▸ PROBLEM DESCRIPTION: Begin with the first line of the material and copy each line word for word through the line that contains "360) / 24);"; the pictures are left out.
'''
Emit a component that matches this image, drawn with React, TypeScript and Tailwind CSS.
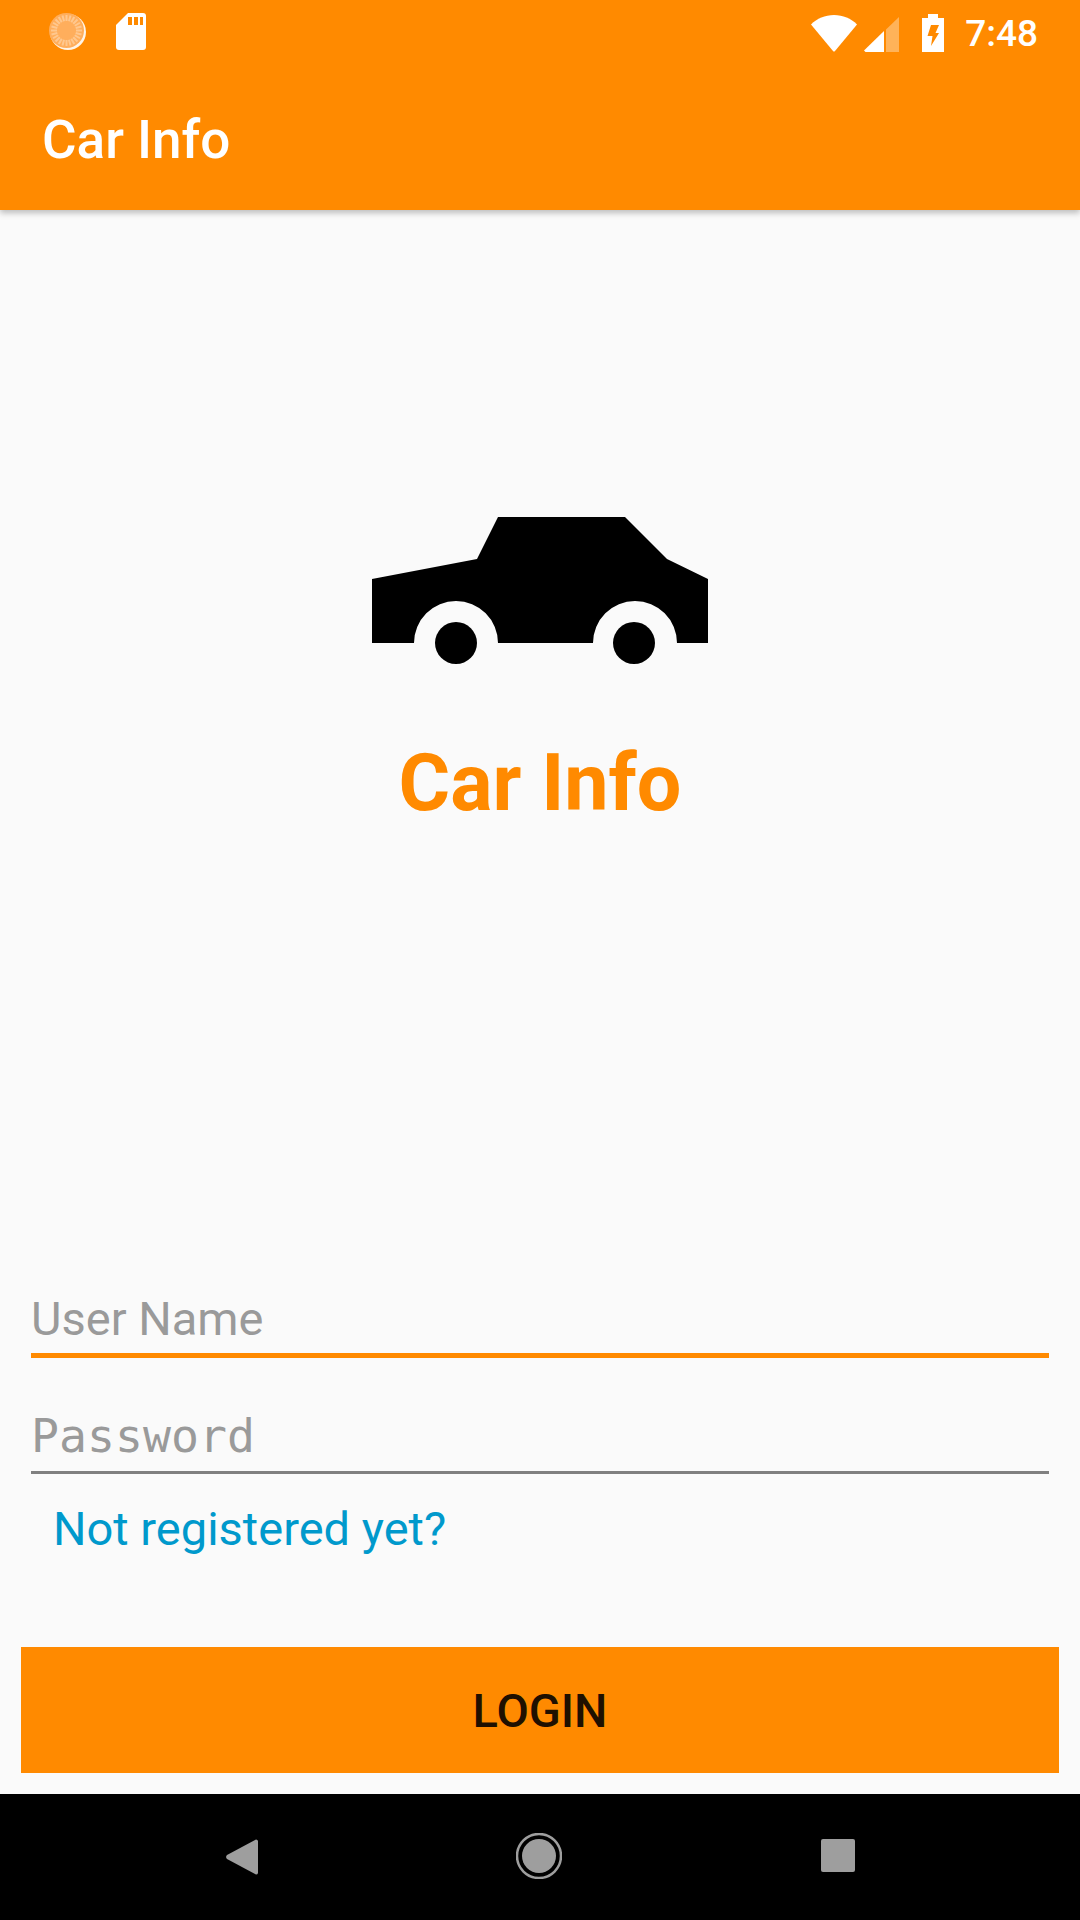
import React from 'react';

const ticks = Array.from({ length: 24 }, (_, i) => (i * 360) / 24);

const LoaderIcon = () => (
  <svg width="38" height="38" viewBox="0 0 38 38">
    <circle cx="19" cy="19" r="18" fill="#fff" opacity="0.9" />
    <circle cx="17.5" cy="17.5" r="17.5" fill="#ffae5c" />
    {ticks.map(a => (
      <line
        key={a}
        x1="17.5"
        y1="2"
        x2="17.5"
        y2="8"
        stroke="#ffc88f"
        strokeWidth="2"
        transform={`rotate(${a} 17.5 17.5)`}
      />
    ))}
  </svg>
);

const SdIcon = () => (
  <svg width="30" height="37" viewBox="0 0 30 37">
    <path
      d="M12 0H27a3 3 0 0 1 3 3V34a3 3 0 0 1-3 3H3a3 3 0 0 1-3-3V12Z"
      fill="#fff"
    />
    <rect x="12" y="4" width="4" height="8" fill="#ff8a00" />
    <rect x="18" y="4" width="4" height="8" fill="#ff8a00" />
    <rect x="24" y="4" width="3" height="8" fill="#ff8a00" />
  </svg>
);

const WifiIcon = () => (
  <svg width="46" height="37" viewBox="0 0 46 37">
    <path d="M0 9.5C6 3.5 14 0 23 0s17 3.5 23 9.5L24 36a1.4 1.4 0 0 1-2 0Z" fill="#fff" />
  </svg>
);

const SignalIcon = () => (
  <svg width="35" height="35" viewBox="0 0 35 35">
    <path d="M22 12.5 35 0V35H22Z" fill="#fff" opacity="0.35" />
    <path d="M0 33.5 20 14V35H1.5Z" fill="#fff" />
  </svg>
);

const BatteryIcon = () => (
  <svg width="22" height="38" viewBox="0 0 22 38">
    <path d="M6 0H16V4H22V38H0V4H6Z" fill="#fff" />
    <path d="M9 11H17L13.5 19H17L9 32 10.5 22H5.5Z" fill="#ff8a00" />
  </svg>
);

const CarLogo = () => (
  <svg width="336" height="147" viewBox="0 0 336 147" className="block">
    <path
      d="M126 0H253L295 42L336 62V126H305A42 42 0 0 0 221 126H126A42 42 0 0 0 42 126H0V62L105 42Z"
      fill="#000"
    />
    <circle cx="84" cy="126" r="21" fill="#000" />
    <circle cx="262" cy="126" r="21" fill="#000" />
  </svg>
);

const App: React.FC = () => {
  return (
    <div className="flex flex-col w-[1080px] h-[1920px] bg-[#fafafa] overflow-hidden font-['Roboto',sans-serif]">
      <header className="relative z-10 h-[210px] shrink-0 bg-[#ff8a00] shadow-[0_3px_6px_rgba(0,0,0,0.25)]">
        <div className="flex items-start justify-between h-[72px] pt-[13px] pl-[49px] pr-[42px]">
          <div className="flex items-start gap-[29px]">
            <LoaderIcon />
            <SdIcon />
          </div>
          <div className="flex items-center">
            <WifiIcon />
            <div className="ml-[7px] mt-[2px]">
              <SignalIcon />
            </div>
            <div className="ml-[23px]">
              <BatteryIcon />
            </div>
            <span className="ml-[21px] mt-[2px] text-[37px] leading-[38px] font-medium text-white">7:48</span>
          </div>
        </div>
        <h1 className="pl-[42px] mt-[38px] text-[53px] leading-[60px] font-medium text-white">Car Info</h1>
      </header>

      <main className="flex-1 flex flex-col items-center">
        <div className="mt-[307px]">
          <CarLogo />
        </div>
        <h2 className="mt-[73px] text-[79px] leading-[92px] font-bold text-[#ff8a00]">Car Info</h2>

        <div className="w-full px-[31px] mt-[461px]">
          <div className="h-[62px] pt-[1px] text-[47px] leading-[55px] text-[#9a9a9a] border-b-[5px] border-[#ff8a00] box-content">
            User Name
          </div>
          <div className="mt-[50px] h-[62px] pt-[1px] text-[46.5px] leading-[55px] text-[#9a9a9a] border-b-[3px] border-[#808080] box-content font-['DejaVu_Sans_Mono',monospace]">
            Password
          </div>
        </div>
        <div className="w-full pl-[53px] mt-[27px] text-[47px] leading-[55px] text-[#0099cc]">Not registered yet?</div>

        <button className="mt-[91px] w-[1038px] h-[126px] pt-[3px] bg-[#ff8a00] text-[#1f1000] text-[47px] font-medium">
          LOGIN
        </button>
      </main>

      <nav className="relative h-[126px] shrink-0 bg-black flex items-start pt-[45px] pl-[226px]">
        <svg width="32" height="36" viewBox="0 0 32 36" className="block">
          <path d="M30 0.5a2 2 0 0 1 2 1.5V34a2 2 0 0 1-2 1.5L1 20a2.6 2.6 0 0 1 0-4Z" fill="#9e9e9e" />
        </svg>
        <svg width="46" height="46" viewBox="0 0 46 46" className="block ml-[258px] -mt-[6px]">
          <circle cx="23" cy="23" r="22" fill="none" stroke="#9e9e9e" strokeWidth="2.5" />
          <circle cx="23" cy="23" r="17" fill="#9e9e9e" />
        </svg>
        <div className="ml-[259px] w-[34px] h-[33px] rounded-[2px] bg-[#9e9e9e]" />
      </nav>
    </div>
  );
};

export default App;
'''
▸ SOLUTION FOR THIS PROBLEM:
Emit a component that matches this image, drawn with React, TypeScript and Tailwind CSS.
import React from 'react';

const ticks = Array.from({ length: 24 }, (_, i) => (i * 360) / 24);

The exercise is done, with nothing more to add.